Volví a mi pueblo. Allí todo sigue igual, como en cada una de mis visitas express, como si el tiempo lo evitara, como si los relojes se negaran a seguir avanzando al entrar en contacto con la primera de sus casas. Quizá es simplemente que a mí el reloj (el biológico y el otro, el de muñeca) se me rompió hace tiempo, pero Alex tiene más o menos barba y el pelo de Jeni parece más largo y Ana está más delgada (más) y David ahora tiene novia y Juanfran dejó el trabajo y el otro Alex cambió de gafas, pero el tiempo no pasa.
Es algo de lo que sólo nos damos cuenta Kike, que está estudiando Arquitectura en Valencia, y yo. Las tiendas abren a la misma hora y se habla de las mismas cosas que hace dos años. Salimos por los mismos sitios y los chismes son idénticos, repetidos una y otra vez en un comienzo de bucle que tiende al infinito.
Dicen que he cambiado. Que miro distinta, como más vieja. Que pienso más y parezco más convencida de todo, que estoy más seria, que puedo dar miedo. Yo sonrío con cansancio y bebo cerveza, sintiéndome una extraña en casa ajena. A los dos días me ahogo, siempre pasa.
Me gusta volver, ahora sí; al principio no, huía de esos viajes, corría en sentido contrario al del autobús en cuanto lo veía llegar a la Estación Sur. No podía soportar la monotonía y la capa sepia que inundaba todo, la Calle Mayor, el ayuntamiento nuevo en construcción desde hace cinco años, el parque municipal, la puerta del Urbano (quizá esto último sí, esto último sí me gustaba). Eran días perdidos, y después no lograba encontrarlos.
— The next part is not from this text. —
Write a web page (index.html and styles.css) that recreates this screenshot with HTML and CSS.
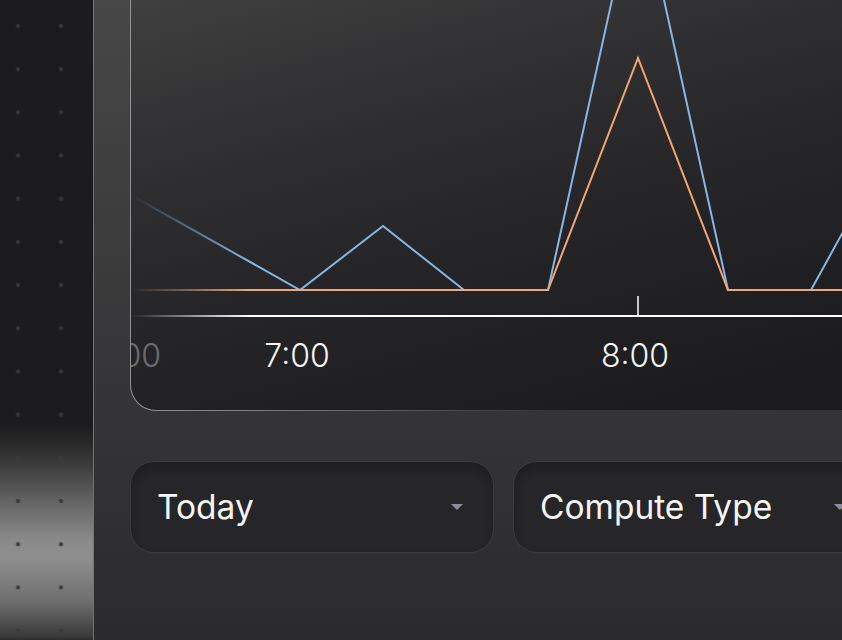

Tampoco lo intenté nunca con demasiada fuerza.
Ahora, en cambio, una descansa y se siente más persona durante cuarenta y ocho, cincuenta, sesenta horas. Abraza a mamá, discute con mamá, vuelve a abrazarla. Como si el tiempo no me tocara. Como si la vida así con todo su significado se hubiera paralizado. Como si nada.